Exercise requirements »
Below are the records. Count the lines containing the string "this", and reply with the number alone.

Material »
————————

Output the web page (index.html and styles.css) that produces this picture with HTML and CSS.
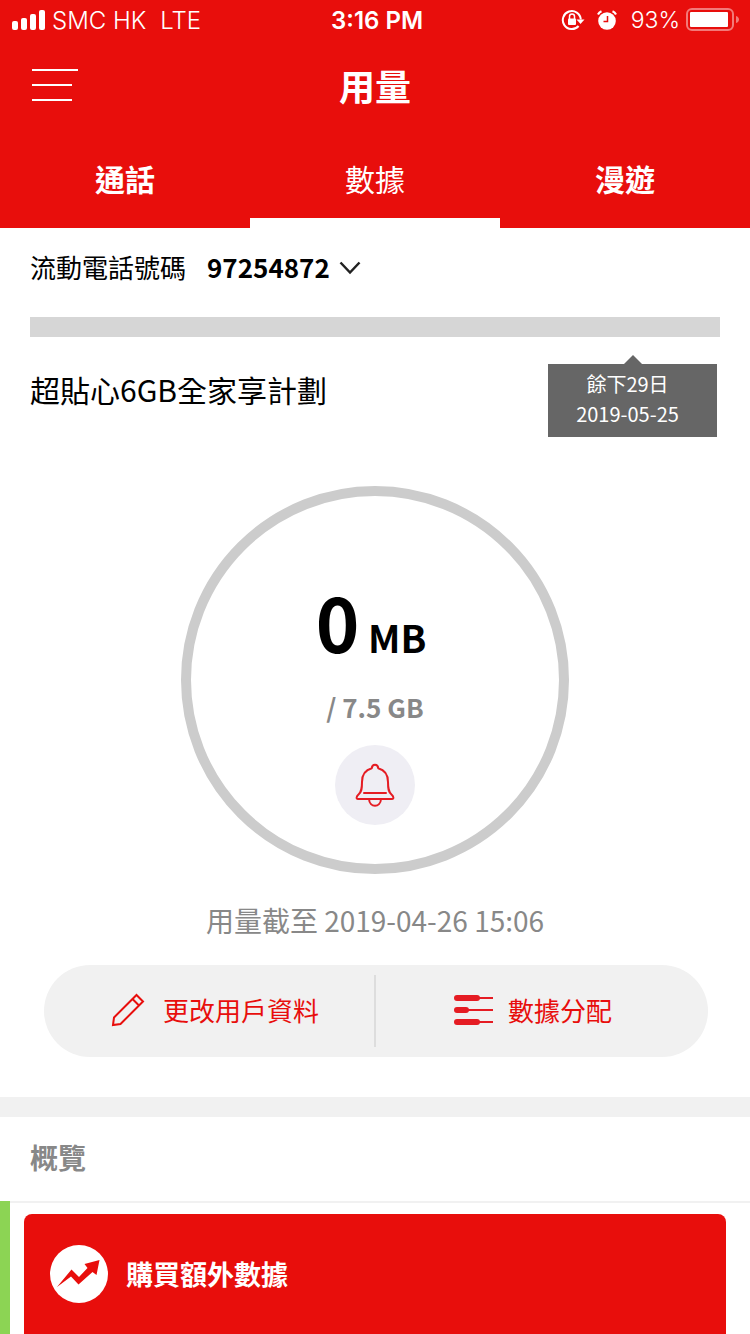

————————

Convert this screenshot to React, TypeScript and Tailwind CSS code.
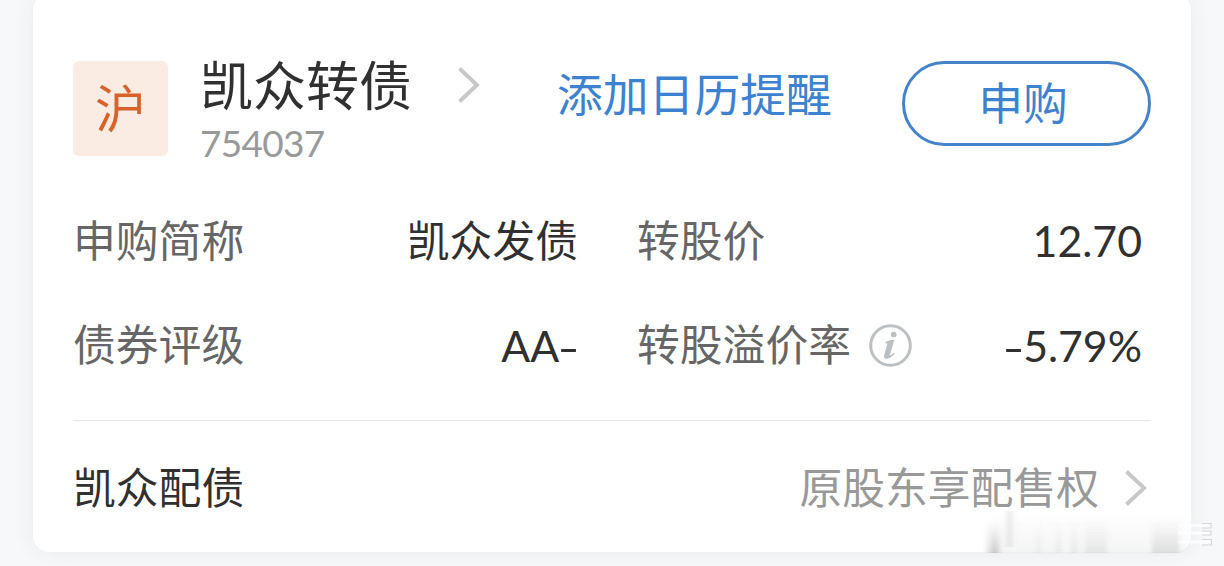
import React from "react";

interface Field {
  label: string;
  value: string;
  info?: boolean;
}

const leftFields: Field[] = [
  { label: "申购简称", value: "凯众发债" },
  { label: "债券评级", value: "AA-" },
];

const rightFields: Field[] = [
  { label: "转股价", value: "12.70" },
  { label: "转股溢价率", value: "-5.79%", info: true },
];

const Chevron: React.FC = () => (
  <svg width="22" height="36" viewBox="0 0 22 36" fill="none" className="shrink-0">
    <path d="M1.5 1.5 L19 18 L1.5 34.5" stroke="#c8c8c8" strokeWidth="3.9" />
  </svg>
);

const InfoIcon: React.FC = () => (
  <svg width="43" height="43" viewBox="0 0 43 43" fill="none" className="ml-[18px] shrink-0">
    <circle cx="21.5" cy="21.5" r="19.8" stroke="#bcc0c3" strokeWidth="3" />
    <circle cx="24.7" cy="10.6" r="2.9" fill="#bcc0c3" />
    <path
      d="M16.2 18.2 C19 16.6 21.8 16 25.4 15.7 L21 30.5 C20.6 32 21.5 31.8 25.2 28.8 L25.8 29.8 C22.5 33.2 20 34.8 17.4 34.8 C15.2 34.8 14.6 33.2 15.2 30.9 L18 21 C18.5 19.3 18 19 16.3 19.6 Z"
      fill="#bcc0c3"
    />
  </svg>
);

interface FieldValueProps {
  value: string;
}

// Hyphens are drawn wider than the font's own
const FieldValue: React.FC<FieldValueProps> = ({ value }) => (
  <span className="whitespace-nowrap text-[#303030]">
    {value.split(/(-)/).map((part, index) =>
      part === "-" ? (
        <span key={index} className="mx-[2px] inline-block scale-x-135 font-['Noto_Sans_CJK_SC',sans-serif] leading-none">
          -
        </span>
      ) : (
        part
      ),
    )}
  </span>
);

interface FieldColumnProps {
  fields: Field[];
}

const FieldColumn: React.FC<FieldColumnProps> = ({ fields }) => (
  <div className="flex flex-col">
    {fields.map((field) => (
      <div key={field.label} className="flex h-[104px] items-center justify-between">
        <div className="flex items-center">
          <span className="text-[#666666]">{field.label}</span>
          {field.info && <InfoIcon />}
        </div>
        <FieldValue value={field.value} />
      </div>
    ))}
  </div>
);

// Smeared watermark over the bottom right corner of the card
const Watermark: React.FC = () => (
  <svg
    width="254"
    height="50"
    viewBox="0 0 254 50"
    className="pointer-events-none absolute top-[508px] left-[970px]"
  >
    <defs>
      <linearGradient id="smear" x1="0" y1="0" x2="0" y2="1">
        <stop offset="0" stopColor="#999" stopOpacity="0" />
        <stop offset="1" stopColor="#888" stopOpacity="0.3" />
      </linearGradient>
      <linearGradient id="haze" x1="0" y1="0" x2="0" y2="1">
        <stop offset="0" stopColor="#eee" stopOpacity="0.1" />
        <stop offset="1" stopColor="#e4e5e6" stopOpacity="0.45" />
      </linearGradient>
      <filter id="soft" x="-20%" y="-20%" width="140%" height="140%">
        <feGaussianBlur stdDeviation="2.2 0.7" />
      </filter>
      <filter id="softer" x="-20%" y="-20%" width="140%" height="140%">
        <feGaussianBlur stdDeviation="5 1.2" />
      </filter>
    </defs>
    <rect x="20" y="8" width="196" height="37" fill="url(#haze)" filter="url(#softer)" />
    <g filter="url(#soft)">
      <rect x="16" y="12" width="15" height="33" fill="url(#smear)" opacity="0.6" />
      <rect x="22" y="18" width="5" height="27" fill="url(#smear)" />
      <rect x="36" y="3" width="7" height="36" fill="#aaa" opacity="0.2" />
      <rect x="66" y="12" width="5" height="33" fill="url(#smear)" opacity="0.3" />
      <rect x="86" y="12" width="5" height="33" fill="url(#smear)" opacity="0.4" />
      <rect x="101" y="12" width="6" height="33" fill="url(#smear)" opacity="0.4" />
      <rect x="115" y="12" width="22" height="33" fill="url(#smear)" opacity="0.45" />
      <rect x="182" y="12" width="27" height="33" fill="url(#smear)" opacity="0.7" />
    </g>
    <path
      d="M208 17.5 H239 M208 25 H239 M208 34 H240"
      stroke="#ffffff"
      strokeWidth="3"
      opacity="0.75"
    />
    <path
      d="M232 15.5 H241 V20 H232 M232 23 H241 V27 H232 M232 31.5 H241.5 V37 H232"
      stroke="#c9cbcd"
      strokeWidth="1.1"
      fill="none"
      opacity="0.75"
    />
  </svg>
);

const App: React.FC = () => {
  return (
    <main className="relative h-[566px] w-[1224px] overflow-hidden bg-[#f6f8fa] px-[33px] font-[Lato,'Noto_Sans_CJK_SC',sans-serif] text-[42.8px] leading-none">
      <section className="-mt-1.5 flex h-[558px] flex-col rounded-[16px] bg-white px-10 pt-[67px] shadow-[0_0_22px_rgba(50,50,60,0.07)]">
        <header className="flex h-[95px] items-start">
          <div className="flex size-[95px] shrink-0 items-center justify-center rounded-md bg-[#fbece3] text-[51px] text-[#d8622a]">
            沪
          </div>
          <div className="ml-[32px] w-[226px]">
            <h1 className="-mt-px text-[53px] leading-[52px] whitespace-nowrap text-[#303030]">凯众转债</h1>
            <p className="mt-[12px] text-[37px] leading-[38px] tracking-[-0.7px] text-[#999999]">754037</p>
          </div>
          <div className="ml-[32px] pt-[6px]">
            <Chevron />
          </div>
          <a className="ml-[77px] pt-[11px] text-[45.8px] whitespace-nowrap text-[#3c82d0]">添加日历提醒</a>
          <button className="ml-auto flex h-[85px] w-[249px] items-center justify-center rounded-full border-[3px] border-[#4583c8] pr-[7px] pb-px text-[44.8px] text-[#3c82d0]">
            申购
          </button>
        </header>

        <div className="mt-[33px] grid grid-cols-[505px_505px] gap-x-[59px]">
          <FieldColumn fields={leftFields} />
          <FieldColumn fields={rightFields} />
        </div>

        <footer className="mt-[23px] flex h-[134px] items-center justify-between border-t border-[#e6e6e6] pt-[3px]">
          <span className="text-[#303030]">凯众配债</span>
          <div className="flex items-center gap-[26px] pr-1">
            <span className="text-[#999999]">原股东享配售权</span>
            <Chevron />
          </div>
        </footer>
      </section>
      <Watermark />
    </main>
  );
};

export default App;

————————

Correct result »
2